### Data section
╭──
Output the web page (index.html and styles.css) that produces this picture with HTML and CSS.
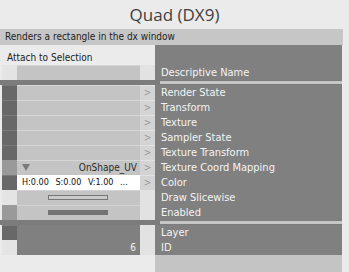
FILE: index.html
```html
<!DOCTYPE html>
<html lang="en">
<head>
    <meta charset="UTF-8">
    <title>Quad (DX9)</title>
    <link rel="stylesheet" href="styles.css">
</head>
<body>
    <h1 class="title">Quad (DX9)</h1>
    <div class="desc">Renders a rectangle in the dx window</div>

    <div class="inspector">
        <!-- top: attach + panel head -->
        <div class="row head">
            <div class="left attach">Attach to Selection</div>
            <div class="label"></div>
        </div>

        <div class="row">
            <div class="mark blank"></div>
            <div class="value"></div>
            <div class="more blank"></div>
            <div class="label">Descriptive Name</div>
        </div>

        <div class="gap"><div class="gap-line"></div></div>

        <div class="row">
            <div class="mark"></div><div class="value"></div><div class="more">&gt;</div>
            <div class="label">Render State</div>
        </div>
        <div class="row">
            <div class="mark"></div><div class="value"></div><div class="more">&gt;</div>
            <div class="label">Transform</div>
        </div>
        <div class="row">
            <div class="mark"></div><div class="value"></div><div class="more">&gt;</div>
            <div class="label">Texture</div>
        </div>
        <div class="row">
            <div class="mark"></div><div class="value"></div><div class="more">&gt;</div>
            <div class="label">Sampler State</div>
        </div>
        <div class="row">
            <div class="mark"></div><div class="value"></div><div class="more">&gt;</div>
            <div class="label">Texture Transform</div>
        </div>
        <div class="row">
            <div class="mark mid"></div>
            <div class="value enum"><span class="arrow"></span><span>OnShape_UV</span></div>
            <div class="more">&gt;</div>
            <div class="label">Texture Coord Mapping</div>
        </div>
        <div class="row">
            <div class="mark"></div>
            <div class="value color">H:0.00 S:0.00 V:1.00 ...</div>
            <div class="more">&gt;</div>
            <div class="label">Color</div>
        </div>
        <div class="row">
            <div class="mark blank"></div>
            <div class="value toggle"><span class="switch"></span></div>
            <div class="more blank"></div>
            <div class="label">Draw Slicewise</div>
        </div>
        <div class="row">
            <div class="mark mid"></div>
            <div class="value toggle"><span class="switch on"></span></div>
            <div class="more blank"></div>
            <div class="label">Enabled</div>
        </div>

        <div class="gap"><div class="gap-line"></div></div>

        <div class="row">
            <div class="mark"></div>
            <div class="value dark"></div>
            <div class="more blank"></div>
            <div class="label">Layer</div>
        </div>
        <div class="row">
            <div class="mark blank"></div>
            <div class="value dark num">6</div>
            <div class="more blank"></div>
            <div class="label">ID</div>
        </div>

        <div class="row foot">
            <div class="left"></div>
            <div class="label"></div>
        </div>
    </div>
</body>
</html>
```

FILE: styles.css
```css
/* base */
* {
    box-sizing: border-box;
}

body {
    margin: 0;
    background-color: #ebebeb;
    font-family: Tahoma, "DejaVu Sans Condensed", "DejaVu Sans", sans-serif;
    font-size: 10px;
    color: #222;
}

.title {
    margin: 0;
    height: 29px;
    padding-top: 4px;
    text-align: center;
    font-family: "Open Sans", sans-serif;
    font-weight: normal;
    font-size: 17px;
    line-height: 22px;
    color: #404040;
}

.desc {
    width: 343px;
    height: 16px;
    line-height: 16px;
    padding-left: 5px;
    background-color: #c6c6c6;
    color: #1e1e1e;
    white-space: nowrap;
}

/* inspector rows */
.inspector {
    width: 342px;
}

.row {
    display: flex;
    height: 15px;
}

.row.head {
    height: 20px;
}

.row.foot {
    height: 17px;
}

.left {
    width: 155px;
    flex-shrink: 0;
}

.attach {
    padding: 7px 0 0 7px;
    line-height: 12px;
}

.mark {
    width: 15px;
    margin-left: 2px;
    flex-shrink: 0;
    background-color: #686868;
    box-shadow: inset 0 1px 0 #7a7a7a;
}

.mark.mid {
    background-color: #9a9a9a;
    box-shadow: none;
}

.mark.blank {
    background-color: #e4e4e4;
    box-shadow: none;
}

.value {
    width: 123px;
    flex-shrink: 0;
    background-color: #c4c4c4;
    box-shadow: inset 0 1px 0 #d6d6d6;
    display: flex;
    align-items: center;
    justify-content: space-between;
    line-height: 15px;
    white-space: nowrap;
    overflow: hidden;
}

.value.enum {
    padding: 0 3px 0 5px;
    color: #2a2a2a;
}

.arrow {
    width: 0;
    height: 0;
    border-left: 4px solid transparent;
    border-right: 4px solid transparent;
    border-top: 7px solid #7a7a7a;
}

.value.color {
    background-color: #ffffff;
    box-shadow: none;
    padding-left: 5px;
    font-size: 9px;
    word-spacing: 4px;
    color: #111;
}

.value.toggle {
    justify-content: flex-start;
    padding-left: 31px;
    box-shadow: inset 0 1px 0 #d2d2d2;
}

.switch {
    width: 60px;
    height: 5px;
    border: 1px solid #777;
    background-color: #cacaca;
}

.switch.on {
    background-color: #737373;
    border-color: #737373;
}

.value.dark {
    background-color: #808080;
    box-shadow: none;
}

.value.num {
    justify-content: flex-end;
    padding-right: 4px;
    color: #f2f2f2;
}

.more {
    width: 15px;
    flex-shrink: 0;
    background-color: #d4d4d4;
    box-shadow: inset 0 1px 0 #e2e2e2;
    color: #9a9a9a;
    text-align: center;
    line-height: 16px;
}

.more.blank {
    background-color: #e2e2e2;
    box-shadow: none;
}

.label {
    flex: 1;
    background-color: #808080;
    color: #f4f4f4;
    padding-left: 6px;
    line-height: 15px;
    font-size: 11px;
    white-space: nowrap;
}

.foot .label {
    background-color: #c4c4c4;
}

.gap {
    height: 5px;
    background-color: #7c7c7c;
    padding: 1px 0 0 160px;
}

.gap-line {
    height: 3px;
    background-color: #c6c6c6;
}
```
╰──
### Task instructions
Among the lines above, count those containing the word "styles" and give nothing but the result.

### Task response
3